I moved to the US a couple years ago, living in New York at first and then moving to San Francisco when the startup I was working for was acquired by Uber. Before then I worked at IBM Watson and Yahoo. I’m here at Uber as it’s the place where I can pursue my interests, make a living out of it, and work with an amazing team of researchers.
I have many passions such as philosophy, Japanese and European graphic novels, robotics and art history but videogames and computation art have been my most visible ones. I was a videogame journalist while I was in college and used to collect old consoles and games.
I also developed a couple of little games, one of which “No! Birdie! No!” made it in the PC Gamer ‘Best 100 Web Games of all time’, even if I’m not really sure it deserved that much honor.
Now I mostly play indie games that I really appreciate rather than mainstream big budget titles.
Regarding my interest in computational art, it started from reading an essay by Umberto Eco, the combinatorics of creativity, where he basically says that nothing is original in itself, everything is a combination of something else and because of that the real important act is discerning what is interesting from what is not interesting.
Following this inspiration I teamed up with some skilled artists to try to build tools that enable this principle. The first outcome was a pixel art portrait editor called BitBuddies where you could select facial traits from a set of hand drawn ones (drawn by my friend Giuseppe Longo, a well known game artist in the Italian and British scene). You could combine them like you would do with the Mii in Nintendo consoles but you could also randomize them).

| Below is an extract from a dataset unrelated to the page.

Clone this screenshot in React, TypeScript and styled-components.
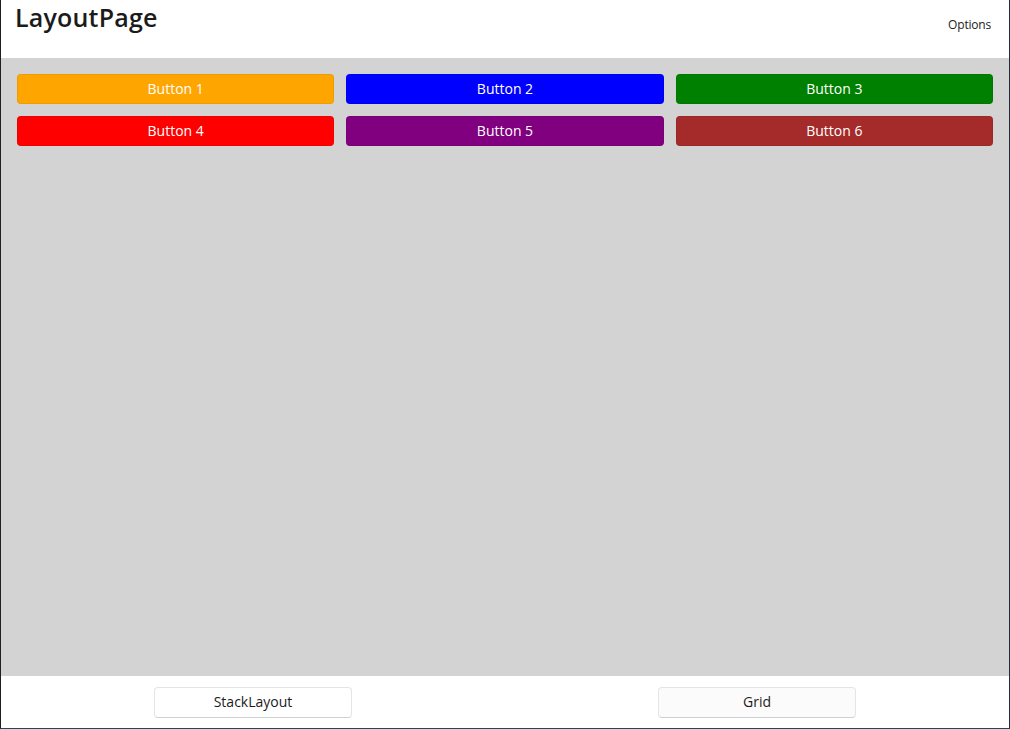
import styled, { createGlobalStyle } from "styled-components"

const GlobalStyle = createGlobalStyle`
    html, body {
        margin: 0;
        padding: 0;
        background: #ffffff;
        font-family: "Segoe UI", "Open Sans", "Noto Sans", sans-serif;
    }
    * { box-sizing: border-box; }
`

const tiles = [
    { label: "Button 1", color: "orange" },
    { label: "Button 2", color: "blue" },
    { label: "Button 3", color: "green" },
    { label: "Button 4", color: "red" },
    { label: "Button 5", color: "purple" },
    { label: "Button 6", color: "brown" },
]

export default function App() {
    return (
        <>
            <GlobalStyle />
            <Window>
                <Header>
                    <PageTitle>LayoutPage</PageTitle>
                    <ToolbarItem>Options</ToolbarItem>
                </Header>
                <Content>
                    <ButtonGrid>
                        {tiles.map(t => (
                            <ColorButton key={t.label} $color={t.color}>{t.label}</ColorButton>
                        ))}
                    </ButtonGrid>
                </Content>
                <TabBar>
                    <TabCell>
                        <TabButton>StackLayout</TabButton>
                    </TabCell>
                    <TabCell>
                        <TabButton $soft>Grid</TabButton>
                    </TabCell>
                </TabBar>
            </Window>
        </>
    )
}

const Window = styled.div`
    width: 1010px;
    height: 729px;
    display: flex;
    flex-direction: column;
    border-left: 1px solid #1f1f1f;
    border-right: 1px solid #1f2f3f;
    border-bottom: 1px solid #1b4a63;
    background: #ffffff;
`

const Header = styled.header`
    height: 58px;
    display: flex;
    justify-content: space-between;
    align-items: flex-start;
    padding: 0 18px 0 14px;
`

const PageTitle = styled.h1`
    margin: 0;
    padding-top: 1px;
    font-size: 25px;
    font-weight: 600;
    letter-spacing: 0.2px;
    color: #1b1b1b;
    line-height: 32px;
`

const ToolbarItem = styled.span`
    font-size: 12px;
    letter-spacing: -0.2px;
    color: #1b1b1b;
    padding-top: 16px;
`

const Content = styled.main`
    flex: 1;
    background: #d3d3d3;
    padding: 16px 16px;
`

const ButtonGrid = styled.div`
    display: grid;
    grid-template-columns: repeat(3, 1fr);
    column-gap: 12px;
    row-gap: 12px;
`

const ColorButton = styled.button<{ $color: string }>`
    height: 30px;
    border: 1px solid rgba(0, 0, 0, 0.06);
    border-radius: 4px;
    background: ${({ $color }) => $color};
    color: #ffffff;
    font-family: inherit;
    font-size: 14px;
    padding: 0 0 2px;
`

const TabBar = styled.footer`
    height: 52px;
    display: grid;
    grid-template-columns: 1fr 1fr;
    background: #ffffff;
`

const TabCell = styled.div`
    display: flex;
    justify-content: center;
    align-items: center;
`

const TabButton = styled.button<{ $soft?: boolean }>`
    width: 198px;
    height: 31px;
    border: 1px solid #e5e5e5;
    border-bottom-color: #d0d0d0;
    border-radius: 4px;
    background: ${({ $soft }) => ($soft ? "#fbfbfb" : "#ffffff")};
    color: #1b1b1b;
    font-family: inherit;
    font-size: 14px;
    padding: 0 0 1px;
`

After teaching at XYZ, a designer summer school in 2014, I tried to follow the idea of generative / parametric design to geometric shapes coming from my research work. The result was Rosemantic, a piece of software written in Processing, where the user can specify ranges of variability of some parameters of the shapes and the software randomizes them returning a set of different shapes that are all coherent to each other because they are generated through the same process.
At that designer summer school, I also met Nicolò Loprieno, a street artist who was making murals based on geometric principles inspired by the logo and the architecture of the Casa da Musica in Oporto.
We decided to build software that could generate infinite variations of shapes according to his artistic styles and we came up with SkolpTiles. He currently uses it for coming up with new ideas, projecting them on walls and making new murals. The latest thing we did together is using these shapes as inputs for a wood 3d printing machine to make sculptures out of them that he then paints.
He recently sent me pictures of laser cut wood obtained from the files generated by my software. He painted it over with matte spray paint and made a wooden colorful sculpture out of it. I was really amazed, I love this combination of digital and analog and will probably try to explore it more in the future.
I believe having a creative outlet is really beneficial to me: it both helps me relax and helps me go in diffuse mode with my brain, when you don’t try to solve a problem, but rather let ideas flow, and that in the end also makes it possible to find solutions to problems you were not able to solve while focusing during work hours.
My latest project is an exploration of the use of Deep Learning for generating abstract art. It is inspired by Ken Stanley’s Compositional Pattern-Producing Network, but adds a little recursive twist to it. It can generate high resolution abstract images that can be played with changing some parameters.
I’m also currently working on a couple of ideas inspired by Piet Mondrian. One is mixing programming languages, generative art and machine learning (through evolutionary computing), while the other one is a more straightforward infinite parametric replicator of Mondrian’s art.
I love almost all art, but the kind of art that I find more intriguing is the art that explores geometry and patterns, possibly in combination with colour. The story behind it is a bit convoluted… I’m a big fan of Japanese manga and when I was a teen I was reading Kentaro Miura’s Berserk avidly. His graphic style was reminiscent of renaissance engravers like Dührer, but added a twist of impossible architectures and geometries like Escher did. So I discovered Escher’s work and fell in love with it and his use of visual paradox.
My tastes are aimed towards geometric simplicity and elegance, and they resonate a lot with the artists of the vanguards of the first half of the 20th century that I came across when I was 18. In particular architecture inspired art, constructivism and futurism became my favourite art styles, which included De Chirico, De Stijl with Piet Mondrian and the Bauhaus with Kandisky and Moholy-Nagy. Malevich is another of my favourites.
I see a connecting thread between those artists and their use of geometry and colour, the stunning simplicity and the absolute ideas they carry with them. those aspects make their art pieces somehow detached from space and time, even though they were influenced heavily by development in society and technology of their time, and will keep being relevant and influential in the future.